We just told you about that fake Uber app that steals user and credit card info. Thanks to Symantec for the warning and as the software company continues to check for more, another group has just reported a similar problem. Check Point recently made it known to us that an adware has been roaming the Google Play Store. Most of the apps in question are utility and flashlight apps that are mostly in demand this winter season.
If you happen to have downloaded one the past few weeks, you may want to check if it is an adware. Check Point researchers called the problem ‘LightsOut’ and the code is found to be hidden in about 22 different apps. Estimated downloads are anything between 1.5M to 7.5M downloads.

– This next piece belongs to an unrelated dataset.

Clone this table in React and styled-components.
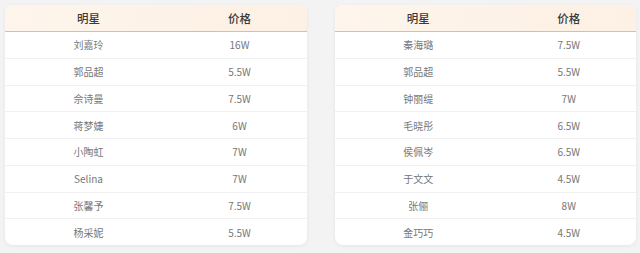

Looking at the code further, developers noted the script works by overriding the option to disable ads. It can’t be easily removed because the icon is hidden. It’s pretty much a dubious and malicious activity, with its main goal of tricking the mobile user and generating ad revenue. Obviously, it’s illegal. The researchers already reported that apps to Google for removal.
This is one annoying problem and deception because people are forced to click on the ads at times. They usually pop up when there are incoming calls.
To be more specific, the malicious app shows a checkbox or a control panel to the users where they can enable/disables some services. It has many triggers and all of them are very common like the screen being locked, plugging in a charger, ending a call, or turning on the WiFi connection. Disabling such functions will actually “override” the supposed action and ads will then be displayed.
The malicious code and apps have been removed by Google from the Play Store but there may still be a few apps out there that have something similar. These hackers are too clever and discreet but good thing there are dev groups and researchers out there like Check Point who get out of their way and take time in making sure all Android apps are “clean”.